Selanjutnya APBN 2025 telah diundangkan melalui Undang Undang Nomor 62 Tahun 2024. “UU ini disepakati oleh seluruh Fraksi di DPR, dan hanya Fraksi PKS DPR yang memberikan persetujuan dengan catatan. Dengan demikian pemberlakukan PPN 12% berkekuatan hukum,” kata Said.
Dalam pembahasan APBN 2025, pemerintah dan DPR juga menyepakati target pendapatan negara sebesar Rp 3.005,1 triliun dengan asumsi pemberlakuan PPN 12%. Penerimaan ini terdiri dari perpajakan mencapai Rp 2.490,9 triliun dan penerimaan negara bukan pajak atau PNBP hingga Rp 513,6 triliun.
Said mengatakan target penerimaan ini untuk mendukung berbagai program strategis Prabowo. Khususnya dalam merealisasikan program program strategisnya seperti program quick win yang akan didanai oleh APBN 2025.
Beberapa program tersebut berupa makan bergizi gratis yang membutuhkan dana sekitar Rp 71 triliun dan pemeriksaan kesehatan gratis Rp 3,2 triliun. Begitu juga dengan pembangunan rumah sakit lengkap di daerah Rp 1,8 triliun dan pemeriksaan penyakit menular TBC Rp 8 triliun.
Selain itu, Prabowo juga mengusung program renovasi sekolah Rp 20 triliun dan sekolah unggulan terintegrasi Rp 2 triliun. Begitu juga dengan penciptaan lumbung pangan nasional di daerah dan desa Rp 15 triliun dan pemerintah menargetkan swasembada beras pada 2027.

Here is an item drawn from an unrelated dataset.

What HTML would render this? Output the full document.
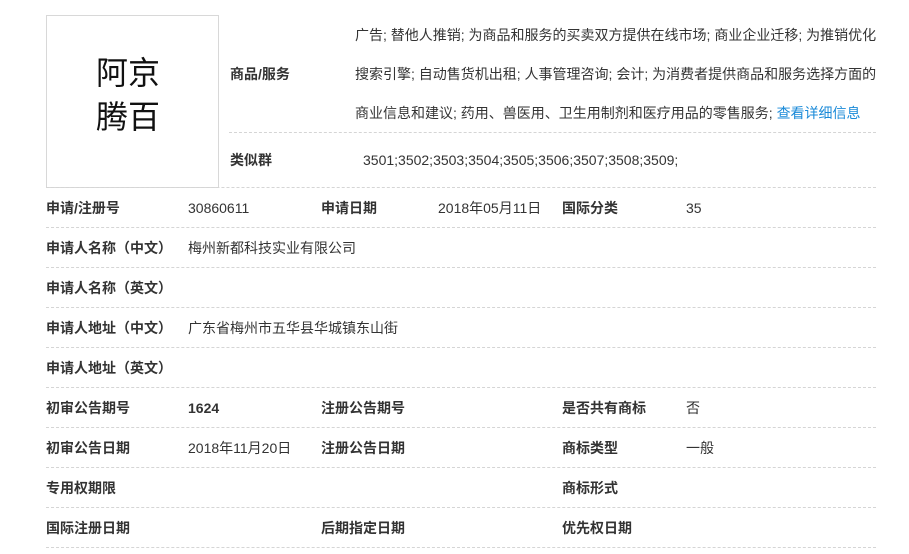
<!DOCTYPE html><html><head><meta charset="utf-8"><style>
body{margin:0;background:#fff;width:909px;height:554px;overflow:hidden;position:relative;font-family:"Liberation Sans","Noto Sans CJK SC",sans-serif;font-size:14px;color:#333}
.a{position:absolute;white-space:nowrap;line-height:16px}
.b{font-weight:bold}
.h{position:absolute;border-top:1px dashed #d5d5d5;height:0}
.box{position:absolute;left:46px;top:15px;width:171px;height:171px;border:1px solid #d8d8d8}
.logo{position:absolute;left:96px;top:49px;font-size:32px;line-height:44px;color:#111;font-family:"Noto Sans CJK SC",sans-serif}
</style></head><body>
<div class="box"></div>
<div class="logo">阿京<br>腾百</div>
<div class="a b" style="left:230px;top:66px">商品/服务</div>
<div class="a" style="left:355px;top:27px">广告; 替他人推销; 为商品和服务的买卖双方提供在线市场; 商业企业迁移; 为推销优化</div>
<div class="a" style="left:355px;top:66px">搜索引擎; 自动售货机出租; 人事管理咨询; 会计; 为消费者提供商品和服务选择方面的</div>
<div class="a" style="left:355px;top:105px">商业信息和建议; 药用、兽医用、卫生用制剂和医疗用品的零售服务; <span style="color:#1a8ad8">查看详细信息</span></div>
<div class="h" style="left:229px;top:132px;width:647px"></div>
<div class="a b" style="left:230px;top:152px">类似群</div>
<div class="a" style="left:363px;top:152px">3501;3502;3503;3504;3505;3506;3507;3508;3509;</div>
<div class="h" style="left:46px;top:187px;width:830px"></div>

<div class="a b" style="left:46px;top:200px">申请/注册号</div><div class="a" style="left:188px;top:200px">30860611</div>
<div class="a b" style="left:321px;top:200px">申请日期</div><div class="a" style="left:438px;top:200px">2018年05月11日</div>
<div class="a b" style="left:562px;top:200px">国际分类</div><div class="a" style="left:686px;top:200px">35</div>
<div class="h" style="left:46px;top:227px;width:830px"></div>
<div class="a b" style="left:46px;top:240px">申请人名称（中文）</div><div class="a" style="left:188px;top:240px">梅州新都科技实业有限公司</div>
<div class="h" style="left:46px;top:267px;width:830px"></div>
<div class="a b" style="left:46px;top:280px">申请人名称（英文）</div>
<div class="h" style="left:46px;top:307px;width:830px"></div>
<div class="a b" style="left:46px;top:320px">申请人地址（中文）</div><div class="a" style="left:188px;top:320px">广东省梅州市五华县华城镇东山街</div>
<div class="h" style="left:46px;top:347px;width:830px"></div>
<div class="a b" style="left:46px;top:360px">申请人地址（英文）</div>
<div class="h" style="left:46px;top:387px;width:830px"></div>
<div class="a b" style="left:46px;top:400px">初审公告期号</div><div class="a b" style="left:188px;top:400px">1624</div>
<div class="a b" style="left:321px;top:400px">注册公告期号</div>
<div class="a b" style="left:562px;top:400px">是否共有商标</div><div class="a" style="left:686px;top:400px">否</div>
<div class="h" style="left:46px;top:427px;width:830px"></div>
<div class="a b" style="left:46px;top:440px">初审公告日期</div><div class="a" style="left:188px;top:440px">2018年11月20日</div>
<div class="a b" style="left:321px;top:440px">注册公告日期</div>
<div class="a b" style="left:562px;top:440px">商标类型</div><div class="a" style="left:686px;top:440px">一般</div>
<div class="h" style="left:46px;top:467px;width:830px"></div>
<div class="a b" style="left:46px;top:480px">专用权期限</div>
<div class="a b" style="left:562px;top:480px">商标形式</div>
<div class="h" style="left:46px;top:507px;width:830px"></div>
<div class="a b" style="left:46px;top:520px">国际注册日期</div>
<div class="a b" style="left:321px;top:520px">后期指定日期</div>
<div class="a b" style="left:562px;top:520px">优先权日期</div>
<div class="h" style="left:46px;top:547px;width:830px"></div>
</body></html>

Dengan demikian, program program tersebut sejalan dengan agenda PDI Perjuangan untuk meningkatkan kualitas sumber daya manusia serta mendorong program kesehatan yang inklusif. “Atas dasar itulah, PDI Perjuangan berkomitmen untuk mengawal dan mengamankan demi suksesnya program quick win diatas melalui dukungan terhadap APBN 2025,” ujar Said.
Undang-undang Nomor 7 Tahun 2021 tentang HPP juga mengamanatkan sejumlah barang dan jasa yang tidak boleh dikenai PPN. Beberapa di antaranya yaitu ekspor barang dan jasa, pengadaan vaksin, buku pelajaran umum, buku pelajaran agama, kitab suci, dan pembangunan tempat ibadah.
Begitu juga dengan proyek pemerintah yang didanai dari hibah atau pinjaman luar negeri, serta barang dan jasa untuk penanganan bencana. Selain itu juga kebutuhan pokok yang dikonsumsi rakyat banyak, serta pengadaan barang dan jasa untuk pembangunan nasional yang bersifat strategis.